Andy came through the competition like a tour de force. If he didn't know much about cooking before the show, by the finals series he was a serious chef of note. His ability to redefine the classic Australian Fisherman's Basket in the finale was genius. Where can I get one of those? His ability to cook a great dessert never having cooked anything like that previously, was totally inspiring. It was an Aussie lad giving it a crack. The winner of $100,000 and a cookbook deal should give him further impetus. (Now I will look at my local electrician in a new light as a possible culinary genius).

Julia was also endearing and her cooking was possibly better than Andy's. But Masterchef is not just about great cooking but great cooking under pressure. Andy was simply better under pressure.
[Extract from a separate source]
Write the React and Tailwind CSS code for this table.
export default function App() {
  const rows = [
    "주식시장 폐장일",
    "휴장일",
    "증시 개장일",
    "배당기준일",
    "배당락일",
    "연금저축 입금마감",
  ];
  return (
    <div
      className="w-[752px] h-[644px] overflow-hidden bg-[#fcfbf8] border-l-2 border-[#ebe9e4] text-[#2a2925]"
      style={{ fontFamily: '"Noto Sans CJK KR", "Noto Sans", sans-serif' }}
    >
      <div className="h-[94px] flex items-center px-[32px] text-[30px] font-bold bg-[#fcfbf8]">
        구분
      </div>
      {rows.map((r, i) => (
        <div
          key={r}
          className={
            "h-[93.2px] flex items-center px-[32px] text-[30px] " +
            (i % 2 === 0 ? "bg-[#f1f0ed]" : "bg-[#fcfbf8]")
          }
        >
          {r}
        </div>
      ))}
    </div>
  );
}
Julia's undercooked lamb will haunt her at every future BBQ.

Masterchef Australia should be celebrated. It's had a huge impact on the culinary scene - just by weight of sheer numbers who watch the show. We are talking well over 2 million people to watch an episode. That's a fair slice of the country. The talk around the water cooler is Masterchef, especially come the business or pointy end of the competition.

Masterchef Australia exposes us to some of the best chefs and restaurants in this country. Adriano Zumbo inspires everyone with his masterful creations that inflict so much pain. Others like Jaques Reymond and Shannon Bennett bring class and many hats to the table. It's a who's who of the culinary world. Stephanie Alexander, Mark Best, Daniel Wilson, Maggie Beer, Peter Gilmore, Donna Hay. It's endless. And it puts the viewer in touch with the culinary scene and a variety of approaches and techniques.

At times it seems these top chefs are light years ahead in the immunity challenges - for mine the Masterchef hopefuls are given a little leniency (especially when they actually help the contestants they're competing against).

Chefs are the new rock stars. They enter the Masterchef kitchen to shouts and applause. Chefs are prominent on social media. We can't get enough.

Then we have the international heavyweights like Heston and Hiroyaki Sakai and Rick Stein. Even bigger rock stars. It's a culinary global village. Not to mention trips to New York and Tuscany. The extraordinary panoramic vistas of Tuscany look pretty darn attractive to viewers from wintery Melbourne.

Popular as ever are the judges themselves - Matt, George and Gary. With Matt Moran also a prominent figure. In a way they are the stars of the show. With consumate professionalism they encourage, coach, mentor, critique, and motivate all contestants. They are able to keep the high standards of the Masterchef kitchen. Rock stars themselves and a great team.

Then there's the Masterchef Australia website and the recipes. Hugely popular. The "Show" is just one menu item on the Masterchef Australia website - there's also the Recipes, Exclusives, Videos and Photos etc. Not to mention the development of a whole Masterchef culture which includes past winners and popular contestants who have gone on to to their own thing in the culinary world.

My own young kids (aged 7 and 6) are glued to Masterchef Australia. When we cook meals at home the kids will remark after an excellent meal, "Mum, you're still in the competition." I wonder if this is the new language in Aussie homes. When we go out to restaurants as a family my children expect some sophisticated food and have developed sophisticated tastes. Recently my kids enjoyed top Melbourne restaurants Chin Chin and Movida - the best of Asian and the best of tapas. They love it and we've set the bar high. Thanks to Masterchef.

What is more amazing that year 2 and 3 school classes have "Masterchef" cooking activities and my kids cook some awesome stuff. In fact they often cook the family dinner. That's because of Masterchef.

And then there's the food bloggers. We are everywhere. Just about everyone in Melbourne seems to be a food blogger. This breed of foodie isn't always celebrated by culinary illuminaries and for some good reason. In any case I can say Masterchef has had a huge impact on me. And I will continue to celebrate the Masterchef phenomenon.